Summary: There are two times when it’s difficult to trust God: when things are going badly, and when things are going well. Here’s how to develop a strong trust in God.
(Note: The title of this message comes from Rick Warren; however, the content is original)
There are two times when it’s difficult to trust God. One is when things are going badly. And the other is when things are going well. The author of Proverbs understood this fact of human nature, and he expressed it in the form of a prayer:
[G]ive me neither poverty nor riches, but give me only my daily bread. Otherwise, I may have too much and disown you and say, ’Who is the Lord ?’ Or I may become poor and steal, and so dishonor the name of my God." – Proverbs 30:8-9
Wealth can be a blessing. But it can also be a snare. Because when we have an abundance of this world’s goods – ample food and clothing, a fine home, money in the bank, a secure retirement – then the temptation is to trust in those things, to rely on our possessions to protect us and satisfy us, instead of looking to God to supply our needs. Paul warned against this in his first letter to Timothy:
"Command those who are rich in this present world not to be arrogant nor to put their hope in wealth, which is so uncertain, but to put their hope in God, who richly provides us with everything for our enjoyment." – 1 Timothy 6:17
Jesus made the same point, when he said that it was harder for a rich man to enter into heaven than for a camel to go through the eye of a needle. Why? Because wealth tends to make us self-sufficient, and self-sufficiency is the opposite of trusting in God.
In Scripture we have many examples of this phenomenon, this tendency of men and women to forget God when their needs have been well taken care of.
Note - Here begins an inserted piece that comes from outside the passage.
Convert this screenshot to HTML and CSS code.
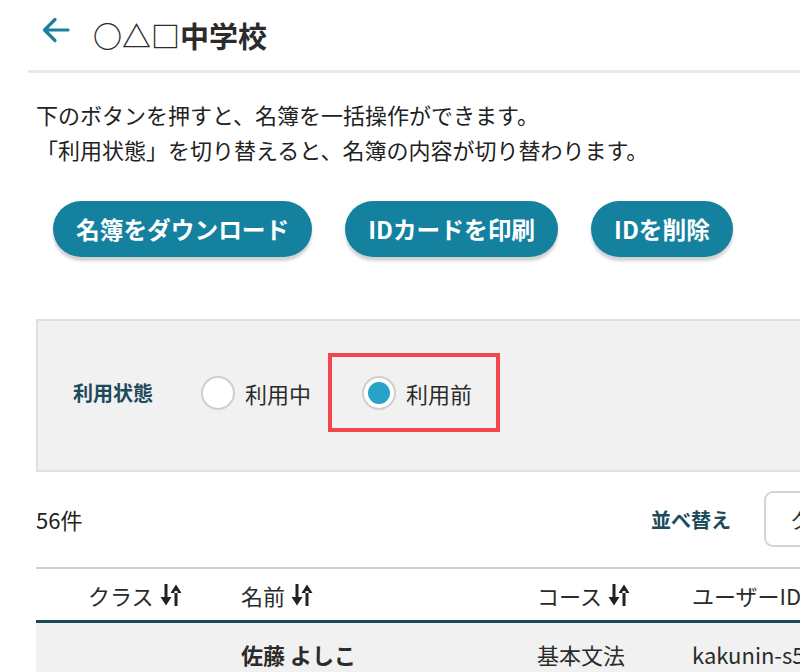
FILE: index.html
```html
<!DOCTYPE html>
<html lang="ja">
<head>
<meta charset="utf-8">
<link rel="stylesheet" href="styles.css">
</head>
<body>
<div class="page">
  <header class="header">
    <svg class="back" width="28" height="26" viewBox="0 0 28 26"><path d="M26 13H3M13 2.5L2.5 13 13 23.5" fill="none" stroke="#1a7f9c" stroke-width="3.2" stroke-linecap="round" stroke-linejoin="round"/></svg>
    <h1 class="title">○△□中学校</h1>
  </header>
  <p class="intro">下のボタンを押すと、名簿を一括操作ができます。<br>「利用状態」を切り替えると、名簿の内容が切り替わります。</p>
  <div class="actions">
    <button class="btn">名簿をダウンロード</button>
    <button class="btn">IDカードを印刷</button>
    <button class="btn">IDを削除</button>
  </div>
  <div class="main">
    <div class="filter">
      <span class="filter-label">利用状態</span>
      <label class="radio"><span class="dot"></span>利用中</label>
      <div class="highlight">
        <label class="radio"><span class="dot checked"></span>利用前</label>
      </div>
    </div>
    <div class="toolbar">
      <span class="count">56件</span>
      <span class="sort-label">並べ替え</span>
      <div class="select">クラス順</div>
    </div>
    <div class="table">
      <div class="row head">
        <div class="cell c1">クラス<svg class="sort" width="22" height="24" viewBox="0 0 22 24"><path d="M4.5 1h3v15h-3zM0.5 14h11L6 22.5zM14.5 8h3v15h-3zM10.5 10h11L16 1.5z" fill="#222"/></svg></div>
        <div class="cell c2">名前<svg class="sort" width="22" height="24" viewBox="0 0 22 24"><path d="M4.5 1h3v15h-3zM0.5 14h11L6 22.5zM14.5 8h3v15h-3zM10.5 10h11L16 1.5z" fill="#222"/></svg></div>
        <div class="cell c3">コース<svg class="sort" width="22" height="24" viewBox="0 0 22 24"><path d="M4.5 1h3v15h-3zM0.5 14h11L6 22.5zM14.5 8h3v15h-3zM10.5 10h11L16 1.5z" fill="#222"/></svg></div>
        <div class="cell c4">ユーザーID</div>
      </div>
      <div class="row body">
        <div class="cell c1"></div>
        <div class="cell c2 name">佐藤 よしこ</div>
        <div class="cell c3">基本文法</div>
        <div class="cell c4">kakunin-s5001</div>
      </div>
    </div>
  </div>
</div>
</body>
</html>
```
FILE: styles.css
```css
* { box-sizing: border-box; }
html, body { margin: 0; padding: 0; }
body {
  width: 800px;
  height: 672px;
  overflow: hidden;
  background: #fff;
  font-family: "Noto Sans CJK JP", "Noto Sans", sans-serif;
  color: #2b2b2b;
}
.page { width: 1000px; }
.header {
  margin-left: 28px;
  height: 73px;
  border-bottom: 3px solid #e7e8ea;
  display: flex;
  align-items: center;
  padding-left: 14px;
}
.back { margin-bottom: 10px; flex: none; }
.title {
  margin: 0 0 0 23px;
  font-size: 29px;
  font-weight: 700;
  color: #2b2b2b;
  letter-spacing: 0;
}
.intro {
  margin: 24px 0 0 36px;
  font-size: 22px;
  line-height: 35px;
  color: #222;
}
.actions {
  display: flex;
  gap: 33px;
  margin: 34px 0 0 53px;
}
.btn {
  height: 56px;
  padding: 0 23px;
  border: none;
  border-radius: 28px;
  background: #14819f;
  color: #fff;
  font-family: inherit;
  font-size: 23.7px;
  font-weight: 700;
  box-shadow: 0 4px 3px rgba(0,0,0,0.18);
}
.main { margin-left: 36px; width: 928px; }
.filter {
  margin-top: 62px;
  height: 153px;
  background: #f1f1f1;
  border: 2px solid #e0e0e0;
  display: flex;
  align-items: center;
  padding-left: 35px;
  padding-bottom: 6px;
}
.filter-label {
  font-size: 20px;
  font-weight: 700;
  color: #1d4b5b;
  margin-right: 48px;
}
.radio {
  display: flex;
  align-items: center;
  font-size: 22px;
  color: #2b2b2b;
}
.dot {
  width: 34px;
  height: 34px;
  border-radius: 50%;
  background: #fff;
  border: 2px solid #cfcfcf;
  margin-right: 10px;
  display: flex;
  align-items: center;
  justify-content: center;
}
.dot.checked::after {
  content: "";
  width: 22px;
  height: 22px;
  border-radius: 50%;
  background: #28a2c6;
}
.highlight {
  margin-left: 17px;
  width: 172px;
  height: 79px;
  border: 4px solid #f2464f;
  display: flex;
  align-items: center;
  padding-left: 30px;
}
.toolbar {
  margin-top: 19px;
  height: 56px;
  display: flex;
  align-items: center;
}
.count { font-size: 22px; color: #222; }
.sort-label {
  margin-left: auto;
  font-size: 20px;
  font-weight: 700;
  color: #1d4b5b;
  margin-right: 33px;
}
.select {
  width: 200px;
  height: 56px;
  border: 2px solid #d4d4d4;
  border-radius: 9px;
  padding-left: 24px;
  display: flex;
  align-items: center;
  font-size: 21px;
  color: #333;
}
.table { margin-top: 20px; border-top: 2px solid #cfcfcf; }
.row { display: grid; grid-template-columns: 205px 296px 155px 1fr; }
.row.head { height: 54px; border-bottom: 3px solid #1b4756; }
.row.body { height: 62px; background: #f1f1f1; }
.cell {
  display: flex;
  align-items: center;
  font-size: 22px;
  color: #2b2b2b;
  white-space: nowrap;
}
.c1 { padding-left: 52px; }
.sort { margin-left: 6px; }
.name { font-weight: 700; }
```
One of my favorite cases is that of King Nebuchadnezzar, who ruled over the great Babylonian empire. He had honor, power and wealth, everything a man’s heart could desire. But instead of making him thankful, it made him arrogant. Instead of causing him to worship God, it puffed him up with pride and self-admiration.
"All this happened to King Nebuchadnezzar. . . [A]s the king was walking on the roof of the royal palace of Babylon, he said, ’Is not this the great Babylon I have built as the royal residence, by my mighty power and for the glory of my majesty?’
The words were still on his lips when a voice came from heaven, ’This is what is decreed for you, King Nebuchadnezzar: Your royal authority has been taken from you. You will be driven away from people and will live with the wild animals; you will eat grass like cattle. Seven times will pass by for you until you acknowledge that the Most High is sovereign over the kingdoms of men and gives them to anyone he wishes.’
Immediately what had been said about Nebuchadnezzar was fulfilled. He was driven away from people and ate grass like cattle. His body was drenched with the dew of heaven until his hair grew like the feathers of an eagle and his nails like the claws of a bird.
At the end of that time, I, Nebuchadnezzar, raised my eyes toward heaven, and my sanity was restored. Then I praised the Most High; I honored and glorified him who lives forever."
Thankfully, Nebuchadnezzar eventually came to his senses. His experience was, to say the least, unusual. But my point has to do with the king’s attitude, which was not unusual at all. The more we have, the less we think we need God. We become self-confident. We become satiated with pleasure, and comfort, and security, and we mistake material well-being for spiritual fulfillment. We think that since we have what we need materially, we must also have all that we need spiritually. But, as Christ warned the church at Laodicea, that is a delusion. In Revelation chapter three, we read this:
"You say, ’I am rich; I have acquired wealth and do not need a thing.’ But you do not realize that you are wretched, pitiful, poor, blind and naked." – Revelation 3:17
They thought they had everything, when in fact they had nothing of any real value. How could they be so mistaken? Because wealth tends to blind us to our need for God. Many churches with large buildings and large endowments suffer from the same problem.
The other time when it’s difficult to trust God is when things are going badly. Satan understands this. In the Old Testament, we read that he used this argument to goad the Lord into afflicting Job:
"[T]he Lord said to Satan, ’Have you considered my servant Job? There is no one on earth like him; he is blameless and upright, a man who fears God and shuns evil.’